Nicht zu vergessen sind weltweite Überraschungshits, die aus kleinen belgischen Studios hinaus in alle Welt schallten. Songs wie „Pump up the Jam“ von Technotronic wurden in den 1980er-Jahren zum weltweiten Chart-Erfolg und klingen bis heute aus Lautsprechern in Tokio, New York und Kapstadt.
Belgien beweist so eindrücklich, wie kulturelle Offenheit, technischer Fortschritt und ein waches Auge für internationale Trends ein Land zur musikalischen Drehscheibe Europas machen.

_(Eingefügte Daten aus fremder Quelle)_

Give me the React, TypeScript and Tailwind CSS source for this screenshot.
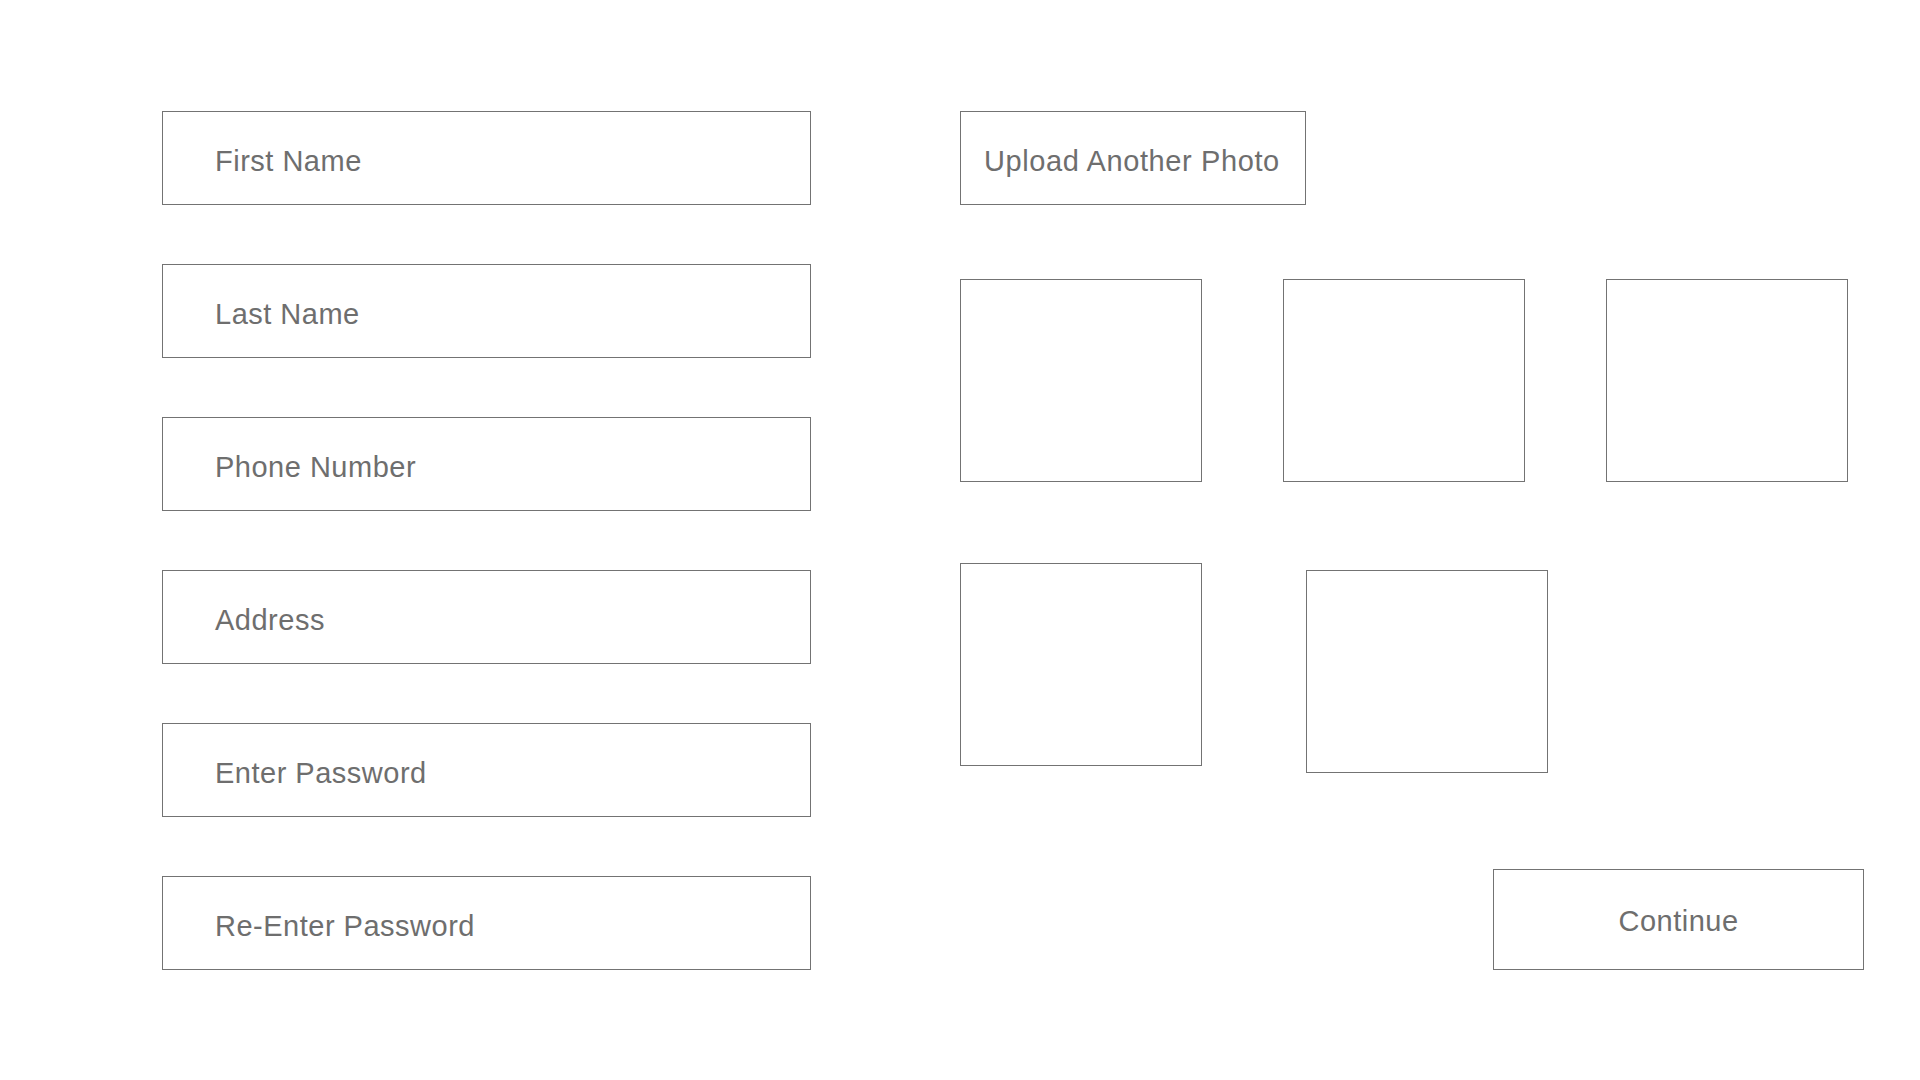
const fields = [
  "First Name",
  "Last Name",
  "Phone Number",
  "Address",
  "Enter Password",
  "Re-Enter Password",
];

function Field({ label }: { label: string }) {
  return (
    <div className="h-[94px] w-[649px] border border-[#737373] flex items-center pl-[52px] pt-[7px]">
      <span className="text-[29px] tracking-[0.5px] text-[#6e6e6e]">{label}</span>
    </div>
  );
}

function Photo({ className = "" }: { className?: string }) {
  return <div className={`w-[242px] h-[203px] border border-[#737373] ${className}`} />;
}

export default function App() {
  return (
    <div
      className="w-[1920px] h-[1080px] bg-white flex pl-[162px] pt-[111px]"
      style={{ fontFamily: '"Liberation Sans", Arial, sans-serif' }}
    >
      {/* Form fields */}
      <div className="flex flex-col gap-[59px]">
        {fields.map((f) => (
          <Field key={f} label={f} />
        ))}
      </div>

      {/* Photos */}
      <div className="ml-[149px] flex flex-col">
        <button className="h-[94px] w-[346px] border border-[#737373] flex items-center pl-[23px] pt-[7px] text-left">
          <span className="text-[29px] tracking-[0.6px] text-[#6e6e6e]">Upload Another Photo</span>
        </button>

        <div className="flex gap-[81px] mt-[74px]">
          <Photo />
          <Photo />
          <Photo />
        </div>

        <div className="flex items-start mt-[81px]">
          <Photo />
          <Photo className="ml-[104px] mt-[7px]" />
        </div>

        <button className="ml-[533px] mt-[96px] w-[371px] h-[101px] border border-[#737373] flex items-center justify-center pt-[4px]">
          <span className="text-[29px] tracking-[0.5px] text-[#6e6e6e]">Continue</span>
        </button>
      </div>
    </div>
  );
}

Zwischen Beats, Diversität und Digital-Pionieren: Die belgische Musik von morgen
Belgische Acts wie Stromae und Angèle zeigen, wie sehr Pop und Electro heute die lokale Szene prägen. Immer mehr Künstler experimentieren mit Sprachenmix und verbinden flämische, wallonische und internationale Einflüsse in ihrem Sound. Digitale Plattformen wie Bandcamp oder Soundcloud machen es möglich, neue Talente ohne Umwege zu entdecken. Besonders auffällig ist das verstärkte Engagement für Diversität: Festivals und Labels setzen neue Zeichen für Gleichberechtigung und kulturelle Offenheit. Junge Produzenten bedienen sich moderner Studiotechnik, was zu frischen, genreübergreifenden Sounds führt und die Szene weltweit sichtbarer macht.